Respiratory system reactance reflects communicating lung volume in chronic obstructive pulmonary disease.

Respiratory system reactance (Xrs) measured by the forced oscillation technique (FOT) is theoretically and experimentally related to lung volume. In chronic obstructive pulmonary disease (COPD), the absolute volume measured by body plethysmography includes a proportion that is inaccessible to pressure oscillations applied via the mouth, that is, a "noncommunicating" lung volume. We hypothesized that in COPD the presence of noncommunicating lung would disrupt the expected Xrs-volume relationship compared with plethysmographic functional residual capacity (FRCpleth).
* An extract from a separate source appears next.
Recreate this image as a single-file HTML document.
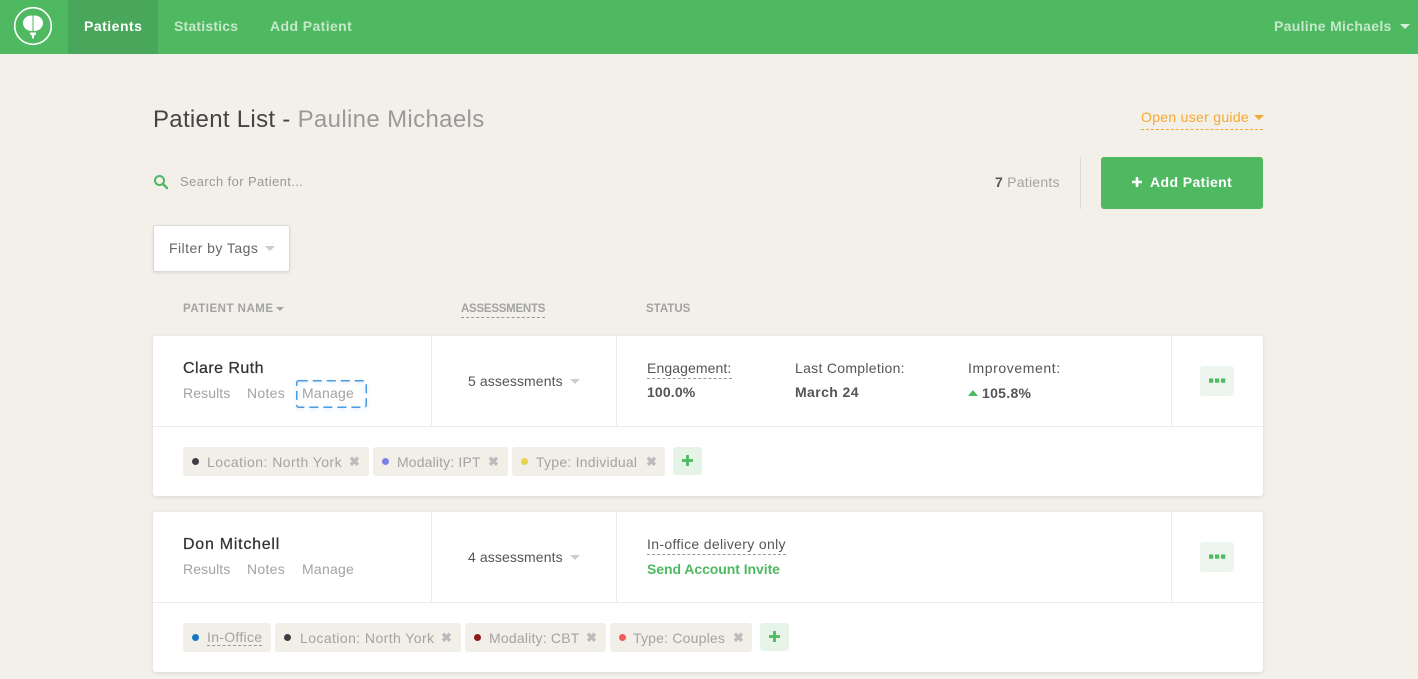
<!DOCTYPE html>
<html><head><meta charset="utf-8"><title>Patient List</title>
<style>
*{box-sizing:border-box}
html,body{margin:0;padding:0;width:1418px;height:679px;overflow:hidden;background:#f3f0ea;font-family:"Liberation Sans",sans-serif;color:#444}
.a{position:absolute}
.t{position:absolute;white-space:nowrap;line-height:20px;font-size:14px}
.b{font-weight:700}
.nav{left:0;top:0;width:1418px;height:54px;background:#4eb961}
.card{left:153px;width:1110px;height:160px;background:#fff;border-radius:3px;box-shadow:0 1px 4px rgba(0,0,0,.1)}
.h{height:1px;background:#eceae6}
.v{width:1px;background:#eceae6}
.g{color:#a3a3a3}
.tag{position:absolute;height:29px;background:#f2efe9;border-radius:3px}
.plus{position:absolute;width:29px;height:28px;background:#e6f4e8;border-radius:3px}
.dot{position:absolute;width:7px;height:7px;border-radius:50%}
.more{position:absolute;width:34px;height:30px;left:1200px;background:#edf6ee;border-radius:3px}
.tri{position:absolute;width:0;height:0;border-left:5px solid transparent;border-right:5px solid transparent;border-top:5px solid #ccc}
.dash{position:absolute;height:0;border-top:1px dashed #999}
.name{-webkit-text-stroke:.25px #333}
svg{position:absolute;overflow:visible}
</style></head><body>
<div class="a nav"></div>
<div class="a" style="left:68px;top:0;width:90px;height:54px;background:#48a75a"></div>
<svg style="left:0;top:0" width="70" height="54">
<circle cx="33" cy="26" r="18.3" fill="none" stroke="#fff" stroke-width="1.6"/>
<path d="M32.500 15.500C27 15 23 18.500 23 23C23 27.500 27 31.500 32.500 31ZM33.500 15.500C39 15 43 18.500 43 23C43 27.500 39 31.500 33.500 31Z" fill="#fff"/>
<path d="M30 32.500h6v1.500l-2 2v2.500h-2v-2.500l-2-2z" fill="#fff"/>
</svg>
<div class="t b" style="left:84px;top:16px;color:#fff;letter-spacing:.5px">Patients</div>
<div class="t b" style="left:174px;top:16px;color:#c5e8cb;letter-spacing:.2px">Statistics</div>
<div class="t b" style="left:270px;top:16px;color:#c5e8cb;letter-spacing:.4px">Add Patient</div>
<div class="t b" style="left:1274px;top:16px;color:#c5e8cb;letter-spacing:.3px">Pauline Michaels</div>
<div class="tri" style="left:1400px;top:24px;border-top-color:#d5eeda"></div>

<div class="t" style="left:153px;top:105px;line-height:30px;font-size:24px;color:#444;letter-spacing:.3px">Patient List - <span style="color:#999;letter-spacing:.35px">Pauline Michaels</span></div>
<div class="t" style="left:1141px;top:107px;color:#f5a833;letter-spacing:.3px">Open user guide</div>
<div class="tri" style="left:1254px;top:115px;border-top-color:#f5a833"></div>
<div class="dash" style="left:1141px;top:129px;width:122px;border-top-color:#f5a833"></div>

<svg style="left:154px;top:175px" width="15" height="14"><circle cx="5.500" cy="5.500" r="4.500" fill="none" stroke="#4eb961" stroke-width="2"/><path d="M9 9l4 4" stroke="#4eb961" stroke-width="2.400" stroke-linecap="round"/></svg>
<div class="t" style="left:180px;top:172px;font-size:13px;color:#999;letter-spacing:.4px">Search for Patient...</div>
<div class="t" style="left:995px;top:172px;color:#a3a3a3;letter-spacing:.25px"><span class="b" style="color:#555">7</span> Patients</div>
<div class="a v" style="left:1080px;top:157px;height:52px;background:#dddad4"></div>
<div class="a" style="left:1101px;top:157px;width:162px;height:52px;background:#4eb961;border-radius:3px"></div>
<svg style="left:1131px;top:176px" width="12" height="12"><path d="M6 1v10M1 6h10" stroke="#fff" stroke-width="2.600"/></svg>
<div class="t b" style="left:1150px;top:172px;color:#fff;letter-spacing:.4px">Add Patient</div>

<div class="a" style="left:153px;top:225px;width:137px;height:47px;background:#fff;border:1px solid #dcdad6;border-radius:3px;box-shadow:0 1px 3px rgba(0,0,0,.1)"></div>
<div class="t" style="left:169px;top:238px;color:#666;letter-spacing:.45px">Filter by Tags</div>
<div class="tri" style="left:265px;top:246px"></div>

<div class="t b" style="left:183px;top:299px;font-size:11.500px;color:#a3a3a3;letter-spacing:.5px">PATIENT NAME</div>
<div class="tri" style="left:276px;top:307px;border-left-width:4px;border-right-width:4px;border-top:4px solid #a3a3a3"></div>
<div class="t b" style="left:461px;top:299px;font-size:11.500px;color:#a3a3a3;letter-spacing:-.25px">ASSESSMENTS</div>
<div class="dash" style="left:461px;top:317px;width:84px"></div>
<div class="t b" style="left:646px;top:299px;font-size:11.500px;color:#a3a3a3;letter-spacing:0">STATUS</div>

<div class="a card" style="top:336px"></div>
<div class="a h" style="left:153px;top:426px;width:1110px"></div>
<div class="a v" style="left:431px;top:336px;height:90px"></div>
<div class="a v" style="left:616px;top:336px;height:90px"></div>
<div class="a v" style="left:1171px;top:336px;height:90px"></div>
<div class="t name" style="left:183px;top:359px;font-size:16px;color:#333;letter-spacing:.45px">Clare Ruth</div>
<div class="t g" style="left:183px;top:383px;letter-spacing:.1px">Results</div>
<div class="t g" style="left:247px;top:383px;letter-spacing:.3px">Notes</div>
<div class="t g" style="left:302px;top:383px;letter-spacing:.25px">Manage</div>
<svg style="left:296px;top:380px;filter:drop-shadow(0 1px 2px rgba(74,155,224,.35))" width="71" height="28"><rect x=".75" y=".75" width="69.500" height="26.500" rx="2" fill="none" stroke="#4a9be0" stroke-width="1.500" stroke-dasharray="9 5"/></svg>
<div class="t" style="left:468px;top:371px;color:#555;letter-spacing:.1px">5 assessments</div>
<div class="tri" style="left:570px;top:379px"></div>
<div class="t" style="left:647px;top:358px;color:#555;letter-spacing:.1px">Engagement:</div>
<div class="dash" style="left:647px;top:378px;width:85px"></div>
<div class="t b" style="left:647px;top:382px;color:#555;letter-spacing:.15px">100.0%</div>
<div class="t" style="left:795px;top:358px;color:#555;letter-spacing:.3px">Last Completion:</div>
<div class="t b" style="left:795px;top:382px;color:#555;letter-spacing:.4px">March 24</div>
<div class="t" style="left:968px;top:358px;color:#555;letter-spacing:.6px">Improvement:</div>
<div class="tri" style="left:968px;top:390px;border-top:0;border-bottom:6px solid #4eb961"></div>
<div class="t b" style="left:982px;top:383px;color:#555;letter-spacing:.3px">105.8%</div>
<div class="more" style="top:366px"></div>
<svg style="left:1209px;top:378px" width="16" height="6"><path d="M0 .5h4.300v4.300H0zM6 .5h4.300v4.300H6zM12 .5h4.300v4.300H12z" fill="#4eb961"/></svg>

<div class="tag" style="left:183px;top:447px;width:186px"></div>
<div class="dot" style="left:192px;top:458px;background:#3e3e42"></div>
<div class="t g" style="left:207px;top:452px;letter-spacing:.45px">Location: North York</div>
<div class="t b" style="left:349px;top:452px;color:#bbb;font-size:13px">✖</div>
<div class="tag" style="left:373px;top:447px;width:135px"></div>
<div class="dot" style="left:382px;top:458px;background:#7d7fe8"></div>
<div class="t g" style="left:397px;top:452px;letter-spacing:.15px">Modality: IPT</div>
<div class="t b" style="left:488px;top:452px;color:#bbb;font-size:13px">✖</div>
<div class="tag" style="left:512px;top:447px;width:153px"></div>
<div class="dot" style="left:521px;top:458px;background:#e8d24e"></div>
<div class="t g" style="left:536px;top:452px;letter-spacing:.25px">Type: Individual</div>
<div class="t b" style="left:646px;top:452px;color:#bbb;font-size:13px">✖</div>
<div class="plus" style="left:673px;top:447px"></div>
<svg style="left:682px;top:455px" width="11" height="11"><path d="M5.500 0v11M0 5.500h11" stroke="#4eb961" stroke-width="2.800"/></svg>

<div class="a card" style="top:512px"></div>
<div class="a h" style="left:153px;top:602px;width:1110px"></div>
<div class="a v" style="left:431px;top:512px;height:90px"></div>
<div class="a v" style="left:616px;top:512px;height:90px"></div>
<div class="a v" style="left:1171px;top:512px;height:90px"></div>
<div class="t name" style="left:183px;top:535px;font-size:16px;color:#333;letter-spacing:.75px">Don Mitchell</div>
<div class="t g" style="left:183px;top:559px;letter-spacing:.1px">Results</div>
<div class="t g" style="left:247px;top:559px;letter-spacing:.3px">Notes</div>
<div class="t g" style="left:302px;top:559px;letter-spacing:.25px">Manage</div>
<div class="t" style="left:468px;top:547px;color:#555;letter-spacing:.1px">4 assessments</div>
<div class="tri" style="left:570px;top:555px"></div>
<div class="t" style="left:647px;top:534px;color:#555;letter-spacing:.33px">In-office delivery only</div>
<div class="dash" style="left:647px;top:554px;width:139px"></div>
<div class="t b" style="left:647px;top:559px;color:#4eb961;letter-spacing:-.06px">Send Account Invite</div>
<div class="more" style="top:542px"></div>
<svg style="left:1209px;top:554px" width="16" height="6"><path d="M0 .5h4.300v4.300H0zM6 .5h4.300v4.300H6zM12 .5h4.300v4.300H12z" fill="#4eb961"/></svg>

<div class="tag" style="left:183px;top:623px;width:88px"></div>
<div class="dot" style="left:192px;top:634px;background:#1a75c7"></div>
<div class="t g" style="left:207px;top:627px;letter-spacing:.3px">In-Office</div>
<div class="dash" style="left:207px;top:645px;width:55px"></div>
<div class="tag" style="left:275px;top:623px;width:186px"></div>
<div class="dot" style="left:284px;top:634px;background:#3e3e42"></div>
<div class="t g" style="left:300px;top:628px;letter-spacing:.42px">Location: North York</div>
<div class="t b" style="left:441px;top:628px;color:#bbb;font-size:13px">✖</div>
<div class="tag" style="left:465px;top:623px;width:141px"></div>
<div class="dot" style="left:474px;top:634px;background:#8e1a1a"></div>
<div class="t g" style="left:489px;top:628px;letter-spacing:.2px">Modality: CBT</div>
<div class="t b" style="left:586px;top:628px;color:#bbb;font-size:13px">✖</div>
<div class="tag" style="left:610px;top:623px;width:142px"></div>
<div class="dot" style="left:619px;top:634px;background:#f05a5a"></div>
<div class="t g" style="left:633px;top:628px;letter-spacing:.2px">Type: Couples</div>
<div class="t b" style="left:733px;top:628px;color:#bbb;font-size:13px">✖</div>
<div class="plus" style="left:760px;top:623px"></div>
<svg style="left:769px;top:631px" width="11" height="11"><path d="M5.500 0v11M0 5.500h11" stroke="#4eb961" stroke-width="2.800"/></svg>
</body></html>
Instead, Xrs would relate to estimates of communicating volume, namely, expiratory reserve volume (ERV) and single-breath alveolar volume (VaSB). We examined FOT and lung function data from people with COPD (n = 51) and from healthy volunteers (n = 40). In healthy volunteers, we observed an expected inverse relationship between reactance at 5 Hz (X5) and FRCpleth. In contrast, there was no such relationship between X5 and FRCpleth in COPD subjects. However, there was an inverse relationship between X5 and both ERV and VaSB. Hence the theoretical Xrs-volume relationship is present in COPD but only when considering the communicating volume rather than the absolute lung volume. These findings confirm the role of reduced communicating lung volume as an important determinant of Xrs and therefore advance our understanding and interpretation of FOT measurements in COPD. NEW & NOTEWORTHY To investigate the determinants of respiratory system reactance (Xrs) measured by the forced oscillation technique (FOT) in chronic obstructive pulmonary disease (COPD), we examine the relationship between Xrs and lung volume. We show that Xrs does not relate to absolute lung volume (functional residual capacity) in COPD but instead relates only to the volume of lung in communication with the airway opening. This communicating volume may therefore be fundamental to our interpretation of FOT measurements in COPD and other pulmonary diseases.